The entire code was stuffed into an unused block of data within the operating
system and when a packet was received the receiving code would get an
interrupt and would promptly CALL the code in the packet. We were able to
reliably deliver 128 bytes of machine code and have it execute on any machine.

This turned out to be very cool because it enabled us to build a complete
package for network management and monitoring (we could do stuff like mirror
the screen on any machine to another one).

John.

------
cstejerean
a couple of years ago I was working as a lab assistant in a university
computer lab. Part of my job was to check the printers hourly (in labs on 5
different floors) and see if they needed more paper. Being extremly lazy I
wrote a program that would log into the printers web based panel. This panel
displayed a paper level indicator as an image. I discovered tgat the image
filenames contained the percent full as a number (0, 25, 50, 75, 100). I had
my program regularly check all the printers, parse the paper level and alert
me if any printer was at 25 or empty.

------
german
A couple of years ago I took a course in Marine Ecology, for our final exam we
have to do a lot of calculations using the Shannon-Weiner index
(<http://en.wikipedia.org/wiki/Shannon_index>)

I wrote a program in my HP 48 calculator to solve it putting all the variables
in a list, it's my favorite hack because I was the only one in the class who
knew programming, so I finished the 2 hour exam in 30 minutes =)

------
mooneater
A tiny Win32 C program that would simply trigger print, then wait, then killed
the app - used to call a "mission critical" app that always hung after print
and thus couldnt be scripted, to automate the printing of hundreds of reports.
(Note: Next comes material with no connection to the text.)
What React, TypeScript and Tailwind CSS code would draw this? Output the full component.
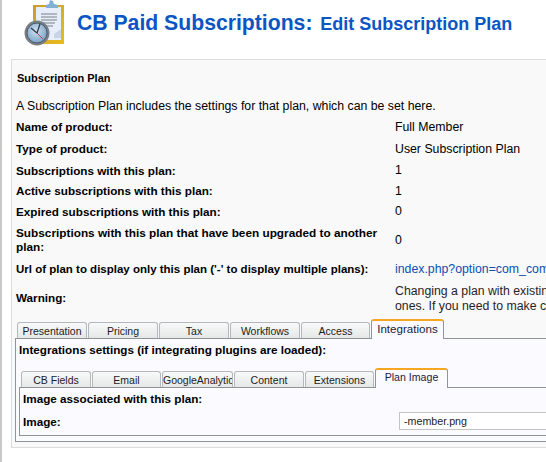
import React from 'react';

const rows: { label: React.ReactNode; value?: React.ReactNode; height: string; labelSize?: string }[] = [
  { label: 'Name of product:', value: 'Full Member', height: 'h-[22px]' },
  { label: 'Type of product:', value: 'User Subscription Plan', height: 'h-[22px]' },
  { label: 'Subscriptions with this plan:', value: '1', height: 'h-[21px]' },
  { label: 'Active subscriptions with this plan:', value: '1', height: 'h-[20px]' },
  { label: 'Expired subscriptions with this plan:', value: '0', height: 'h-[21px]' },
  {
    label: (
      <>
        Subscriptions with this plan that have been upgraded to another
        <br />
        plan:
      </>
    ),
    value: '0',
    height: 'h-[36px]',
    labelSize: 'text-[11.8px]',
  },
  {
    label: "Url of plan to display only this plan ('-' to display multiple plans):",
    value: <span className="text-[#0b4fb5]">index.php?option=com_comprofiler&amp;task=pluginclass</span>,
    height: 'h-[22px]',
    labelSize: 'text-[11.5px]',
  },
];

const mainTabs = [
  { name: 'Presentation', width: 'w-[70px]' },
  { name: 'Pricing', width: 'w-[70px]' },
  { name: 'Tax', width: 'w-[70px]' },
  { name: 'Workflows', width: 'w-[70px]' },
  { name: 'Access', width: 'w-[69px]' },
];

const subTabs = [
  { name: 'CB Fields', width: 'w-[70px]' },
  { name: 'Email', width: 'w-[69px]' },
  { name: 'GoogleAnalytics', width: 'w-[71px]' },
  { name: 'Content', width: 'w-[70px]' },
  { name: 'Extensions', width: 'w-[69px]' },
];

const Tab = ({ name, width }: { name: string; width: string }) => (
  <div
    className={`${width} h-4 shrink-0 overflow-hidden whitespace-nowrap rounded-t-[3px] border border-b-0 border-[#b4b8bc] bg-gradient-to-b from-[#f8f9f9] to-[#e6e8e8] text-center text-[10.5px] leading-[16px] text-[#222]`}
  >
    {name}
  </div>
);

const ActiveTab = ({ name, size }: { name: string; size: string }) => (
  <div
    className={`${size} relative z-10 -mb-px h-[20px] w-[73px] shrink-0 whitespace-nowrap rounded-t-[3px] border-x border-t-2 border-x-[#8f9498] border-t-[#f5a623] bg-[#fafaff] text-center leading-[15px] text-[#1a1a3a]`}
  >
    {name}
  </div>
);

const ClipboardClock = () => (
  <svg width="48" height="46" viewBox="0 0 48 46" className="shrink-0">
    <defs>
      <linearGradient id="board" x1="0" y1="0" x2="1" y2="1">
        <stop offset="0" stopColor="#c99a3a" />
        <stop offset="1" stopColor="#e8bc1e" />
      </linearGradient>
      <radialGradient id="face" cx="0.45" cy="0.4" r="0.7">
        <stop offset="0" stopColor="#cfe0ee" />
        <stop offset="1" stopColor="#6f9ac4" />
      </radialGradient>
    </defs>
    <rect x="9" y="5" width="31" height="39" fill="url(#board)" />
    <path d="M12 7h25v33H12z" fill="#e6eefa" />
    <path d="M30 34l7-5v9h-7z" fill="#c9d4e2" />
    <path d="M22 5l3-1 1-4 3 1 1 3 4 1v3H22z" fill="#7fb0d8" />
    <g stroke="#7b8087" strokeWidth="1">
      <path d="M17 14h16M17 17h16M17 20h16M17 23h14M17 26h12" />
    </g>
    <circle cx="13" cy="33" r="12.5" fill="#7a7f85" />
    <circle cx="13" cy="33" r="10" fill="url(#face)" stroke="#4c5968" strokeWidth="1" />
    <path d="M13 33l-6-5M13 33l3-9" stroke="#2b3542" strokeWidth="1.2" fill="none" />
    <path d="M13 33l6 6" stroke="#b5484a" strokeWidth="1" fill="none" />
  </svg>
);

const App: React.FC = () => {
  return (
    <div className="h-[462px] w-[546px] overflow-hidden border-l-2 border-[#c8c8c8] bg-white font-['Liberation_Sans',Arial,sans-serif] text-[12.3px] text-black">
      <div className="flex h-[59px] items-start pl-[22px]">
        <ClipboardClock />
        <h1 className="ml-[5px] mt-[9px] whitespace-nowrap text-[21.2px] font-bold leading-[28px] text-[#0b55c4]">
          CB Paid Subscriptions: <span className="ml-[2px] text-[18px]">Edit Subscription Plan</span>
        </h1>
      </div>

      <div className="ml-[9px] h-[389px] w-[600px] border border-[#dcdcdc] bg-[#f9f9f9] pl-[3px]">
        <div className="h-[31px] pl-[2px] pt-[11px] text-[11px] font-bold leading-[14px]">Subscription Plan</div>
        <div className="h-[25px] pl-[1px] pt-[7px] leading-[16px]">
          A Subscription Plan includes the settings for that plan, which can be set here.
        </div>
        {rows.map((row, i) => (
          <div key={i} className={`${row.height} flex items-center pl-[1px]`}>
            <div className={`${row.labelSize ?? 'text-[11.7px]'} w-[379px] shrink-0 font-bold leading-[14px]`}>
              {row.label}
            </div>
            <div className="whitespace-nowrap">{row.value}</div>
          </div>
        ))}
        <div className="flex h-[34px] items-start pl-[1px]">
          <div className="w-[379px] shrink-0 pt-[11px] text-[11.7px] font-bold leading-[14px]">Warning:</div>
          <div className="whitespace-nowrap pt-[4px] leading-[15px] text-[#2a1f1f]">
            Changing a plan with existing subscriptions can affect
            <br />
            ones. If you need to make changes to this plan
          </div>
        </div>

        <div className="flex h-[24px] items-end gap-px pl-[2px]">
          {mainTabs.map((t) => (
            <Tab key={t.name} {...t} />
          ))}
          <ActiveTab name="Integrations" size="text-[11.6px]" />
        </div>
        <div className="h-[104px] border border-[#8f9498] bg-[#fafaff] px-[3px]">
          <div className="h-[30px] pt-[4px] text-[11.7px] font-bold leading-[14px]">
            Integrations settings (if integrating plugins are loaded):
          </div>
          <div className="flex h-[18px] items-end gap-px pl-[2px]">
            {subTabs.map((t) => (
              <Tab key={t.name} {...t} />
            ))}
            <ActiveTab name="Plan Image" size="text-[10.6px]" />
          </div>
          <div className="h-[49px] border border-[#8f9498] bg-[#fafaff] px-[3px]">
            <div className="h-[24px] pt-[4px] text-[11.7px] font-bold leading-[14px]">
              Image associated with this plan:
            </div>
            <div className="flex h-[18px] items-center">
              <div className="w-[376px] shrink-0 pt-[1px] text-[11.7px] font-bold">Image:</div>
              <div className="h-[18px] flex-1 border border-[#c4c4c4] bg-white pl-[4px] text-[10.7px] leading-[16px] text-[#222]">
                -member.png
              </div>
            </div>
          </div>
        </div>
      </div>
    </div>
  );
};

export default App;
Fave b/c my manager insisted it could not be done, and it saved countless
hours of babysitting. Showing up at the office next morning to see the huge
pile of completed reports sitting there waiting was gratifying.

------
myoung8
My favorite hack was achieving the drop-down functionality seen in menus like
those on Digg and Facebook in about 5 lines of jQuery. It was particularly
satisfying because the jQuery plugin to emulate the effect is more than a
couple hundred lines long. It also works in all browsers :)

------
paulgb
A few years ago I wrote a blackjack game for iPods. Since the iPod can't
execute third party programs (without alternative firmware), However, they can
display interlinked text documents, so I wrote a program in c to generate a
document for each possible state of the game. Blackjack made this possible,
since there are only 5 or 6 states in any game.
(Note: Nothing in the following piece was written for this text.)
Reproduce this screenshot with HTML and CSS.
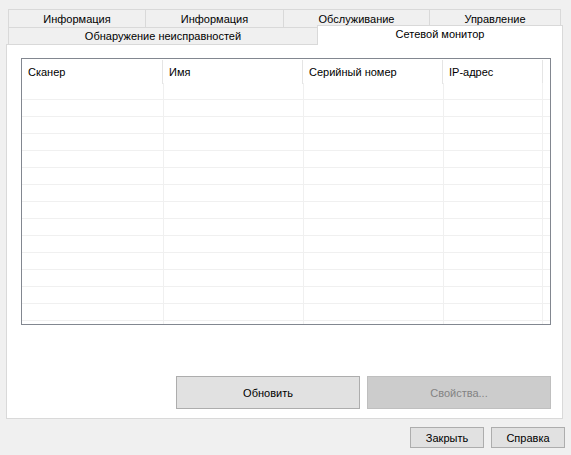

I don't think I ever actually used it except for testing, it was more of a
"just because I can" project. To my amazement some people actually used it for
fun. I think it got into MAKE blog and a few other cool places.

------
jimm
I have to list three: DataVision (<http://datavision.sourceforge.net>) because
it's in use in fifty countries, a version of Objective-C I called Subjective-C
(1996) because it taught me about parsing and runtime stack manipulation, and
a Java applet-based image manipulation package that let you apply makeup (eye
shades and lip shades, with added gloss) to your own photo on the Web back in
1999, because it was ahead of its time.

------
gills
A heads-down flight display I built in the off-moments of a business trip.
Surprisingly enough the most satisfying code handled text display (remember
the text is constantly moving). Also, a python script to automate our build
and unit tests; whenever something broke or failed a test it would look up the
latest check-in and mail the error to the offending developer.